Data excerpt>
++++++
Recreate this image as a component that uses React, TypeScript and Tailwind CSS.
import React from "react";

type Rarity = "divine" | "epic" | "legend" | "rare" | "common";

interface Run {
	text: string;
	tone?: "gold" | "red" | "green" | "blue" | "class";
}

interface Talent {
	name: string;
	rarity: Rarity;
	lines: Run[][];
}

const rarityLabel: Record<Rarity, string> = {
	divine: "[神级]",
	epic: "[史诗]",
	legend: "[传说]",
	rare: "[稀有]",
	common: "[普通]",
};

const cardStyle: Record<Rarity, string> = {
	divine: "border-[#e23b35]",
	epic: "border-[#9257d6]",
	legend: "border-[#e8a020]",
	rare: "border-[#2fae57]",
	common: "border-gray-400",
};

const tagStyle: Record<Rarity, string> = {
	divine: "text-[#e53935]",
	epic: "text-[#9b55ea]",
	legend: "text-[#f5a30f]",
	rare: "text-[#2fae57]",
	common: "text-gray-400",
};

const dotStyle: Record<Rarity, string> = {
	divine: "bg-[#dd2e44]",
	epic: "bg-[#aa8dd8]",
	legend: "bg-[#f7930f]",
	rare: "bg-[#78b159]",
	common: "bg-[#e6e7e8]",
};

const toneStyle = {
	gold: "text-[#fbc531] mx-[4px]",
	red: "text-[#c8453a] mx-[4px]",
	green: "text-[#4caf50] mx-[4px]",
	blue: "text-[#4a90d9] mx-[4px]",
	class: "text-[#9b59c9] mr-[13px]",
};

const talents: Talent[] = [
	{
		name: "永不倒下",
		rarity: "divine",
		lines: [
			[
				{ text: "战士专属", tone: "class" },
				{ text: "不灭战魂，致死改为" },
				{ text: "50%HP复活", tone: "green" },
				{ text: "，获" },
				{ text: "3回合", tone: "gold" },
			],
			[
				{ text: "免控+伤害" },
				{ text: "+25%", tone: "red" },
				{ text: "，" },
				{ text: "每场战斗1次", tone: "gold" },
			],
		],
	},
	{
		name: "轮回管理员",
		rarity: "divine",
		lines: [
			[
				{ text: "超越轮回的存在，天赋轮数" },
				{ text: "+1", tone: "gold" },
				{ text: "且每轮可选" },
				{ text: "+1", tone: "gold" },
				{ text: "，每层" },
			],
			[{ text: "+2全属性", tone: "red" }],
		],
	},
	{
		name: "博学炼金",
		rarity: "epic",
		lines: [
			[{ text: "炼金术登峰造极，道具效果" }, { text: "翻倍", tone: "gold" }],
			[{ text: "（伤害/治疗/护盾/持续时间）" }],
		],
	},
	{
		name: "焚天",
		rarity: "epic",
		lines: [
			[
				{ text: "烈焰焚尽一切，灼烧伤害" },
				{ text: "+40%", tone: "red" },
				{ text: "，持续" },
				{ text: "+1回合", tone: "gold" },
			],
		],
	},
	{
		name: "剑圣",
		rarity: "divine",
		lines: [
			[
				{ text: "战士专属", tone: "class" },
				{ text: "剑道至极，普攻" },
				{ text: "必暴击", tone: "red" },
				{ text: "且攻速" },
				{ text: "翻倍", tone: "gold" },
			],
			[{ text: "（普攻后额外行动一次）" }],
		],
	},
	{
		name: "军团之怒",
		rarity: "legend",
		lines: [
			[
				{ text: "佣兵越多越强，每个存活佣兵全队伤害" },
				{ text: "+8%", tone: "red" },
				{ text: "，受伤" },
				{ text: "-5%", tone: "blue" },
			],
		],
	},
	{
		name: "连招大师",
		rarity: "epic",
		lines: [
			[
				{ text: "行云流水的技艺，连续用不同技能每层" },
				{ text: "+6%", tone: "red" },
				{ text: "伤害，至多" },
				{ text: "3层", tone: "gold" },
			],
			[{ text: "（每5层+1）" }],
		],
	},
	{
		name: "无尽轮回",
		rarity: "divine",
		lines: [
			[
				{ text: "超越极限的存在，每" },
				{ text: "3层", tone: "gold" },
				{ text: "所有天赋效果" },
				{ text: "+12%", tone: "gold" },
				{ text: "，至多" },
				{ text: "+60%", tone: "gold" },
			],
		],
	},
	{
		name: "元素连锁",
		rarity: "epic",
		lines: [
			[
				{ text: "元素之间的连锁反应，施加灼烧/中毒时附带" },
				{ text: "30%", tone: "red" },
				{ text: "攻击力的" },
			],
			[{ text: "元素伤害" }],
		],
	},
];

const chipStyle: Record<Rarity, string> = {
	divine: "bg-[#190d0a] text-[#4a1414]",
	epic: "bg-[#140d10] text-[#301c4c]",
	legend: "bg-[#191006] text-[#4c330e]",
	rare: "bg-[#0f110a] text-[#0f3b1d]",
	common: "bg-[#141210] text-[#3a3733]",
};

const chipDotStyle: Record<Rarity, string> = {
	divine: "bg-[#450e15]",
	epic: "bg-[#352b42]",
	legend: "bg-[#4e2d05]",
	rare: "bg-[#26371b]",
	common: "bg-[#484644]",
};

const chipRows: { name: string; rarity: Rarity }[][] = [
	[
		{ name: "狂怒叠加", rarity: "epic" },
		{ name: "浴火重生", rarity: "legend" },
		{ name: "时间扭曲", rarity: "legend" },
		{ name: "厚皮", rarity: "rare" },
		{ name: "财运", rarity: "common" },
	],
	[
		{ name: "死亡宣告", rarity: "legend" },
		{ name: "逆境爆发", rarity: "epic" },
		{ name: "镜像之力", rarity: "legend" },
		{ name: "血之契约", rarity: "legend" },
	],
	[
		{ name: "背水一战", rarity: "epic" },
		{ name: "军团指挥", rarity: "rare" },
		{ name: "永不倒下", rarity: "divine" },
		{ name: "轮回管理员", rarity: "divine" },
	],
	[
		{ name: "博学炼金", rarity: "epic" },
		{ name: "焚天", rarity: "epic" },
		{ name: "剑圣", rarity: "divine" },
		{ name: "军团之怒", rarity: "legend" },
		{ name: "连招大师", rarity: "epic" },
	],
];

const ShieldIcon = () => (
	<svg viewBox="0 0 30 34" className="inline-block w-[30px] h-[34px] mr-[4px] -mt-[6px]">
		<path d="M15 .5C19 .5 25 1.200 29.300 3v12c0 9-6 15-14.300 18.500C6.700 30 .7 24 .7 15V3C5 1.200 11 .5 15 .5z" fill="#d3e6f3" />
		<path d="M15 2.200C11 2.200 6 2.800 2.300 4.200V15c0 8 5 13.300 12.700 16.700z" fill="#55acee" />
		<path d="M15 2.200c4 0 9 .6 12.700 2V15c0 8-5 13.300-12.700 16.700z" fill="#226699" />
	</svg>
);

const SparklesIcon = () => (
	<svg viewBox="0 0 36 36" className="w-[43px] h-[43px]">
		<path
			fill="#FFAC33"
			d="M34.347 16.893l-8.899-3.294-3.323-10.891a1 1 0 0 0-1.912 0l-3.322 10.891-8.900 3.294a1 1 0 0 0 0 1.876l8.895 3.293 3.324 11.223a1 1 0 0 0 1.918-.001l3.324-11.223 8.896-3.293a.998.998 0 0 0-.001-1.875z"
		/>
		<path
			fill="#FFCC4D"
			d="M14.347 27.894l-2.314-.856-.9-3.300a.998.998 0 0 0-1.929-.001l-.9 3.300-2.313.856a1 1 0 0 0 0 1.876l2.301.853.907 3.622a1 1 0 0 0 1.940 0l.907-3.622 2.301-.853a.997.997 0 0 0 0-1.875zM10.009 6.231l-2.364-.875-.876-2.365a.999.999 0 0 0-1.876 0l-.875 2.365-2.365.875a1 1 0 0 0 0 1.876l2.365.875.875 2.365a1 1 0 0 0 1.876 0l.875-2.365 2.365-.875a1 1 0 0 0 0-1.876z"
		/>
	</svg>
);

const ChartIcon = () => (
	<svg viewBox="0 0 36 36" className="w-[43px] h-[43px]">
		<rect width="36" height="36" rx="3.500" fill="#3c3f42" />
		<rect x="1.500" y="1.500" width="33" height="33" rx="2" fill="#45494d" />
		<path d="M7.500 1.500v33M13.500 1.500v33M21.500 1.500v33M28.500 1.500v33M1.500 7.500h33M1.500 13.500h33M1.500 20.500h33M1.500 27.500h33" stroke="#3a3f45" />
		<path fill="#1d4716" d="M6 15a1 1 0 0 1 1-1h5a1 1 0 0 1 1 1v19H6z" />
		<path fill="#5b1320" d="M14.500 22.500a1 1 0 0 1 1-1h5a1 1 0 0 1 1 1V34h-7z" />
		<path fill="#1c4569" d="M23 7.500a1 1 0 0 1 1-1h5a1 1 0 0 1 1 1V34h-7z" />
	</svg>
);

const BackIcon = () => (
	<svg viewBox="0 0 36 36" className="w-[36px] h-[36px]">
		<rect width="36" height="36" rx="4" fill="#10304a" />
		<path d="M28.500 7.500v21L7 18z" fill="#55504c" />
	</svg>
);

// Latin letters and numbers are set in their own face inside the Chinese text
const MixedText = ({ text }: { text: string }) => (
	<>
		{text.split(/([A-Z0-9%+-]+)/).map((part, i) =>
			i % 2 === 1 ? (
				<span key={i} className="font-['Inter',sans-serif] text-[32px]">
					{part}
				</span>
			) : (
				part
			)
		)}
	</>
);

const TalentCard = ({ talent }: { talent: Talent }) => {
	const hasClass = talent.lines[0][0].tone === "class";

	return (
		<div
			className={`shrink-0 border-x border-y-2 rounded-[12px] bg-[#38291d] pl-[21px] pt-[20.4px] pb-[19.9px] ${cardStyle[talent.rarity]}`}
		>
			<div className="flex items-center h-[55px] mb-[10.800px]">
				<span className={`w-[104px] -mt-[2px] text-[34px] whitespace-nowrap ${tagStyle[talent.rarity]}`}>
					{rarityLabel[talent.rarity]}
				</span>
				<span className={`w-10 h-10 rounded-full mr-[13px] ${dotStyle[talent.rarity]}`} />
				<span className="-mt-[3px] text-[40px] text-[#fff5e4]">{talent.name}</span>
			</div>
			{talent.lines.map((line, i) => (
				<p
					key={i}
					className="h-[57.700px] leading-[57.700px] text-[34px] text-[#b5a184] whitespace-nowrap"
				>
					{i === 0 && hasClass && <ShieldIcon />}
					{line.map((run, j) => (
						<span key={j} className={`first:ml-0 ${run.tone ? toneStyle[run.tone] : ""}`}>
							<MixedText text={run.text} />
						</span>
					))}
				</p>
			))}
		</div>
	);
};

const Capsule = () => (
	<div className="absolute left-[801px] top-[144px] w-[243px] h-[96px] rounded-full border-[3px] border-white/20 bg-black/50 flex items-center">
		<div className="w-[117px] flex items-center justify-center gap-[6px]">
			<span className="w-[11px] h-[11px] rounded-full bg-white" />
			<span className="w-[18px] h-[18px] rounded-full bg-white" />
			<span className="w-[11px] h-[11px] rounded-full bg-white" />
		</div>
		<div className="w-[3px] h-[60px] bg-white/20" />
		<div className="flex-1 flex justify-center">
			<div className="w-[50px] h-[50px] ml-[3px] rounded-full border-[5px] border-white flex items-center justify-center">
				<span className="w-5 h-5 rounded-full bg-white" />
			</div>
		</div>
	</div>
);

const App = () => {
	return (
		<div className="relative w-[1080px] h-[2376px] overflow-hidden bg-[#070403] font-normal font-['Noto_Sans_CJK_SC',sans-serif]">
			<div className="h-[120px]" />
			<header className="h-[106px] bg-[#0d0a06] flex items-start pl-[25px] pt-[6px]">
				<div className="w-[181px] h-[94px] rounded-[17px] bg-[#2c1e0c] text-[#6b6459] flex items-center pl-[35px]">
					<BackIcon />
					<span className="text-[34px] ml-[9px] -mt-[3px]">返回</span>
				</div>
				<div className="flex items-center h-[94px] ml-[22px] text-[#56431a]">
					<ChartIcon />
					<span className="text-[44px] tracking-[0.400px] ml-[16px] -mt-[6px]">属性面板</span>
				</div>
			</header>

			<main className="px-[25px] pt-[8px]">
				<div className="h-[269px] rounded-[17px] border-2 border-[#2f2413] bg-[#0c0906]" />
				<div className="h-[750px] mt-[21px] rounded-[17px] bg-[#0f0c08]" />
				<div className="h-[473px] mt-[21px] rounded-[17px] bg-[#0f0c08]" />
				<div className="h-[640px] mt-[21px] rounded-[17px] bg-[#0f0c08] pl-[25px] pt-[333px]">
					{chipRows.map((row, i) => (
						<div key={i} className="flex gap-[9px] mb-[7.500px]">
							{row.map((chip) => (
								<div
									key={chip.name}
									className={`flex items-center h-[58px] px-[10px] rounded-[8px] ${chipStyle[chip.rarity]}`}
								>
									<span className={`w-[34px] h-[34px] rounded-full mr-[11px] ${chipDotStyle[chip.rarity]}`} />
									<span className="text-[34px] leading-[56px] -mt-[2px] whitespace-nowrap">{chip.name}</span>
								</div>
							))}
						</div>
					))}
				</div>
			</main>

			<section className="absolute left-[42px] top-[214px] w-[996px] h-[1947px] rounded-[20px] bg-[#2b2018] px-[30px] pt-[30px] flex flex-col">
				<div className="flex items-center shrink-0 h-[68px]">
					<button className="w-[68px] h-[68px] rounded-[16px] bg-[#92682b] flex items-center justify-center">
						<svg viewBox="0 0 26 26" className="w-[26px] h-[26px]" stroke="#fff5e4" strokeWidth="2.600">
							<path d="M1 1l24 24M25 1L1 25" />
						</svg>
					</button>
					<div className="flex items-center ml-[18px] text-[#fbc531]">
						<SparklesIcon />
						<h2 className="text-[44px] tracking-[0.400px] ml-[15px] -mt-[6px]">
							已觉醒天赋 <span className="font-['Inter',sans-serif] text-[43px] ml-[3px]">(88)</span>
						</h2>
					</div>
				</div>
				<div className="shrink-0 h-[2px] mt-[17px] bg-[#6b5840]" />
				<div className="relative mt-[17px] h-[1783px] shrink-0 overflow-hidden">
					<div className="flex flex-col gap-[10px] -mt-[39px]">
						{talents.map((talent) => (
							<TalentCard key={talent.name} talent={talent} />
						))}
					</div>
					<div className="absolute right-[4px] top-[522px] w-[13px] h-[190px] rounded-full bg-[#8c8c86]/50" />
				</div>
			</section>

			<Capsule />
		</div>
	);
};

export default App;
++++++
What is required> Give the count of lines in the listing above that include "React", with no other words.

Exercise response> 2